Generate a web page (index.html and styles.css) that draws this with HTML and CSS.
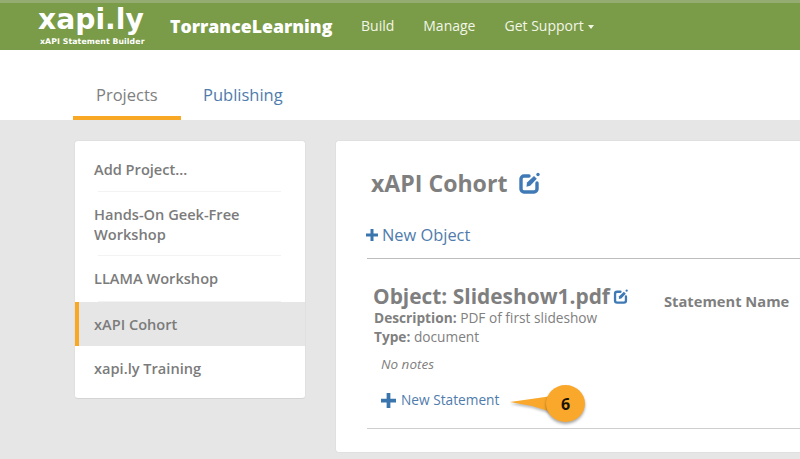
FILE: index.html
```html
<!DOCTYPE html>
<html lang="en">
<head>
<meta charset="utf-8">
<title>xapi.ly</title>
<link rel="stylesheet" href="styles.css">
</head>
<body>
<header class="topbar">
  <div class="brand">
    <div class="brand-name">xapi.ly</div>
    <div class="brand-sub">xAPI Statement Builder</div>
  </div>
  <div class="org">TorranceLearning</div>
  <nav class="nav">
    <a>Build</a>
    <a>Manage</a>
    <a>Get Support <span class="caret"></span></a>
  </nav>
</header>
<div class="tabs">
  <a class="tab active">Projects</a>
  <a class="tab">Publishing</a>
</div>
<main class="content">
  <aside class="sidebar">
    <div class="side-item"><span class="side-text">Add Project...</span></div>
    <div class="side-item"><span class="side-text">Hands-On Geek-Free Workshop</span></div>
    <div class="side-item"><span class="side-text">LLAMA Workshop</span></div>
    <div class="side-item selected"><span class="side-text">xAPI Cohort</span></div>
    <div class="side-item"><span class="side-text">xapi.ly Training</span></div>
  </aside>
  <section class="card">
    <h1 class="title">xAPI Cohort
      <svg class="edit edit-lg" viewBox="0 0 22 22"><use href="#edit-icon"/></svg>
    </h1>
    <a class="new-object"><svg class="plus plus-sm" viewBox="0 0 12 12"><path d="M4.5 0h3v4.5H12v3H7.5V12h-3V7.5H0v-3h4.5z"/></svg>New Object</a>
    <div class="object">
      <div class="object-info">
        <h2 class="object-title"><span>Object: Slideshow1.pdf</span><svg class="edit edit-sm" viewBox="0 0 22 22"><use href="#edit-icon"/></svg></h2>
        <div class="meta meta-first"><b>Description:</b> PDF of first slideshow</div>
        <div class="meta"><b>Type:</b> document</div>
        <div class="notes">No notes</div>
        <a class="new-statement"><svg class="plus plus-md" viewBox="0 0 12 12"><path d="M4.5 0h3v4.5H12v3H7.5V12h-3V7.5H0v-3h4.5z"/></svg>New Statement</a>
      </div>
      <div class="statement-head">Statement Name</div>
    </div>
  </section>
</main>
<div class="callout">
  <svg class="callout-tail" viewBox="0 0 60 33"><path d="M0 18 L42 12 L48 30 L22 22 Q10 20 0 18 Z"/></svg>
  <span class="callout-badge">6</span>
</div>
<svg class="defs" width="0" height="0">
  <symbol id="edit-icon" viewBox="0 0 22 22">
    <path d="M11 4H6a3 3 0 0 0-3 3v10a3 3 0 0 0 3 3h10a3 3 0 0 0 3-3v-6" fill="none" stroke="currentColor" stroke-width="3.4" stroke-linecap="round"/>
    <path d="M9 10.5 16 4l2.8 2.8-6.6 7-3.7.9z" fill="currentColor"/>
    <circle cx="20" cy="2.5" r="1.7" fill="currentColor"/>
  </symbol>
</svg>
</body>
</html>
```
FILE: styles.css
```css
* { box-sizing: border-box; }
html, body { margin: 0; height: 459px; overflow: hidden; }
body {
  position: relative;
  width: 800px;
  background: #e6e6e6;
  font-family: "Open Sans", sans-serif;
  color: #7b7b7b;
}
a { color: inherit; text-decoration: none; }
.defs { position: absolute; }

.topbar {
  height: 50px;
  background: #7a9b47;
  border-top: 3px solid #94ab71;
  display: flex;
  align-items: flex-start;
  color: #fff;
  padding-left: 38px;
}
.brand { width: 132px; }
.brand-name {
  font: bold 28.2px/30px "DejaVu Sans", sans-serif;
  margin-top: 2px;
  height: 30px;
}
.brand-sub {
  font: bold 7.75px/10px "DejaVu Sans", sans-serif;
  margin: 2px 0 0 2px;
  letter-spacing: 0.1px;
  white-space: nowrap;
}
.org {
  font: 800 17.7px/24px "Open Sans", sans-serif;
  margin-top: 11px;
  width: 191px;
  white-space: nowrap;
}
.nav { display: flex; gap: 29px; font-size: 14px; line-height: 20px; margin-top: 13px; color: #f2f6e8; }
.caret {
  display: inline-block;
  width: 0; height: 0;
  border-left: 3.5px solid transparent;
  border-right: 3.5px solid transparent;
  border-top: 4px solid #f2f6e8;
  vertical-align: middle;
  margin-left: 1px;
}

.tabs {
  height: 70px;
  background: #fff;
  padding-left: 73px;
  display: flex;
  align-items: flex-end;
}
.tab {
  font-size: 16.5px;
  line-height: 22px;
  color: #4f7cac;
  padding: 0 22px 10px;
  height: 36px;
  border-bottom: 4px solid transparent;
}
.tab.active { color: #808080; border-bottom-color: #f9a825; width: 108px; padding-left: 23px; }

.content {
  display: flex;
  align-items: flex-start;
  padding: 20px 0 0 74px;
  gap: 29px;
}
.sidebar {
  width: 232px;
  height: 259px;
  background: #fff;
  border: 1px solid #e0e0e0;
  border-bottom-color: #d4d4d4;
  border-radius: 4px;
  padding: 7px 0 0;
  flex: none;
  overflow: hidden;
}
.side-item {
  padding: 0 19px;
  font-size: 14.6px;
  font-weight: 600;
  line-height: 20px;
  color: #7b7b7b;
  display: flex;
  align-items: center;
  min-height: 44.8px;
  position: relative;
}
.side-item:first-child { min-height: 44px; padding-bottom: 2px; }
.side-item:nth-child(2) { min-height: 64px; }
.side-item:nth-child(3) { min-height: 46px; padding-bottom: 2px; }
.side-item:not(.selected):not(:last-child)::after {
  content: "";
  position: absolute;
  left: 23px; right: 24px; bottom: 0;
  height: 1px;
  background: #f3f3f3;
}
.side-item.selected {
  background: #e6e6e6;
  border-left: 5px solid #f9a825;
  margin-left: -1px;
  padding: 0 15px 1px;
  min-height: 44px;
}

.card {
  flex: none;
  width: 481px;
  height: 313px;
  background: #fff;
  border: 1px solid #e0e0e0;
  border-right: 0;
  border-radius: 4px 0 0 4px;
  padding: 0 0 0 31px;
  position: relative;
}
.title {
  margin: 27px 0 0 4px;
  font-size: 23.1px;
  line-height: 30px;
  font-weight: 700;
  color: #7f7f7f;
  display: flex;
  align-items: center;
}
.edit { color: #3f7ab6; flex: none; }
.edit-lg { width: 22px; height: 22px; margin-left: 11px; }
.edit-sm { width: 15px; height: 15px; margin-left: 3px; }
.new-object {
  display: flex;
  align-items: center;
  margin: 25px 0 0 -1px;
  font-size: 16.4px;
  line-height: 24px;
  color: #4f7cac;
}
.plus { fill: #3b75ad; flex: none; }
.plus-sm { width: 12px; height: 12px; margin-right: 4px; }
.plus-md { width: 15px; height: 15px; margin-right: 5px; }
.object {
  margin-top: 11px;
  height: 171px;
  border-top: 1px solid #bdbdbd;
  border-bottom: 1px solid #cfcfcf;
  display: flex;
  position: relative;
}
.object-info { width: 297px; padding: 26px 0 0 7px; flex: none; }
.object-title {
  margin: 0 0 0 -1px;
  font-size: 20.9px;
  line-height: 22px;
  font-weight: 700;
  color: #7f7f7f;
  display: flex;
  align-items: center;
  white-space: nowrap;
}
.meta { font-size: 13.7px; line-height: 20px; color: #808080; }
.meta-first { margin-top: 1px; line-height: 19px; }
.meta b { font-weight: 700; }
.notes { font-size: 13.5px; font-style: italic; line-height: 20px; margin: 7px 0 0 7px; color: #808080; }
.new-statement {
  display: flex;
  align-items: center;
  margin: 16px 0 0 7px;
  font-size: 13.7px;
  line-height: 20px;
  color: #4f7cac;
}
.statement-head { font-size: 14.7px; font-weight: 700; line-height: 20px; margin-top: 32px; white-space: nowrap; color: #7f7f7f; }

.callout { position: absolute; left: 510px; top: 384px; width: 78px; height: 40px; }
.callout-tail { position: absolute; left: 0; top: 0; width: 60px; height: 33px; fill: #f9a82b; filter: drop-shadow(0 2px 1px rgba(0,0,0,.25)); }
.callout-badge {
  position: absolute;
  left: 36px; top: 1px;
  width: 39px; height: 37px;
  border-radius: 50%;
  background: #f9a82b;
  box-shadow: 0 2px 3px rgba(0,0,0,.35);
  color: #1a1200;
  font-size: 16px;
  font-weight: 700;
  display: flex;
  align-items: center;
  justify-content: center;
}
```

════════════════

Reproduce each line holding the word "index".

RESULT OF THIS TASK:
Generate a web page (index.html and styles.css) that draws this with HTML and CSS.
FILE: index.html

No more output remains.